The most disrespected person in America is the ballet flat.

Once, not too long ago, the classic ballet flat was every woman’s favourite wardrobe staple. An elegant, flat shoe that derived from, duh, ballet pointe shoes that oozed simplicity and ease and suddenly by the second half of the decade was relegated to basic, ugly and pedestrian. I’m sure some part of this is due to the rise of streetwear that offered women trainers they could chicly wear outside of P.E or a mountain trail. And then, of course, there were the many iterations of the ankle boot. Ballet flats, a shoe that didn’t require socks, zippers or (most of the time) functional laces or straps.

My heart longs for a time I could just put my foot into a shoe and leave the house. The ballet flat was/is a classic. You couldn’t turn on The O.C or Gossip Girl without seeing a pair and street style stars of the 00s and early ’10s like Sienna Miller and Alexa Chung were always in a pair.

A lot of womenswear got increasingly androgynous or masculine in the past decade, which I am all for but consider that the ballet flat is one of the only shoes that actually achieve the balance between comfort, utility and femininity.

It found its earliest popularity when fashion designer Claire McCardell and cobbler Salvator Capezio worked together to take the shoe from the stage to everyday life in the 1940s. Before this time, dancer’s shoes were actually high heeled until people realised that dancer’s could actually, you know, dance in flat shoes. Capezio began crafting what would lead to the ballet flat we know today when he worked on repairing the slippers of ballerinas in New York’s Metropolitan Opera House. Another shoe designer, Rose Repetto (Repetto as in Repetto) would work with Brigit Bardot to bring the ballet flat to the mainstream in ‘And God Made Woman’.

Brigit Bardot wearing Repetto

So why has the ballet flat fallen from grace so many years later? Was it the lack of arch support? An overexposure of toe cleavage? The really terrible elasticised version that was a thing for some reason? I have a few theories.
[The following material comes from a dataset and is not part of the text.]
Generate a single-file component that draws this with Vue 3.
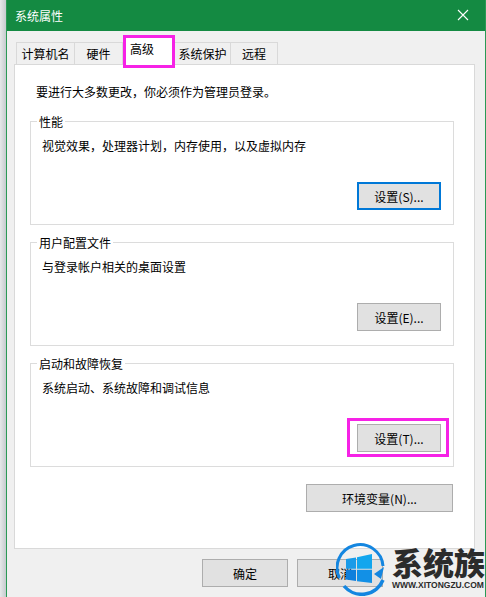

The most obvious being that the pendulum just swung the other way as it is wont to do. Perhaps by 2011, we had just reached a point where every assortment of buckles, laces, straps, bows – oh, my – had been exhausted. Fashion got uglier and tackier (for which, I am eternally grateful), so footwear had to be a performance of how ironic, corny or unattractive you could be. Womenswear got a lot more serious; power dressing was renewed, streetwear stressed a grittier brand of nonchalance and it was better to be sexy than girly (see: kitten heels, PVC heels and the skinny straps on stilettos).

Now that we are nearing the end of the decade and the dad sneaker bubble is about to burst, I think it’s time to reconsider the ballet flat as the quintessential flat shoe. I love a cheeky stiletto or a snazzy loafer as much as the next girl but I would also love to don a shoe that can speak to so much without saying anything at all.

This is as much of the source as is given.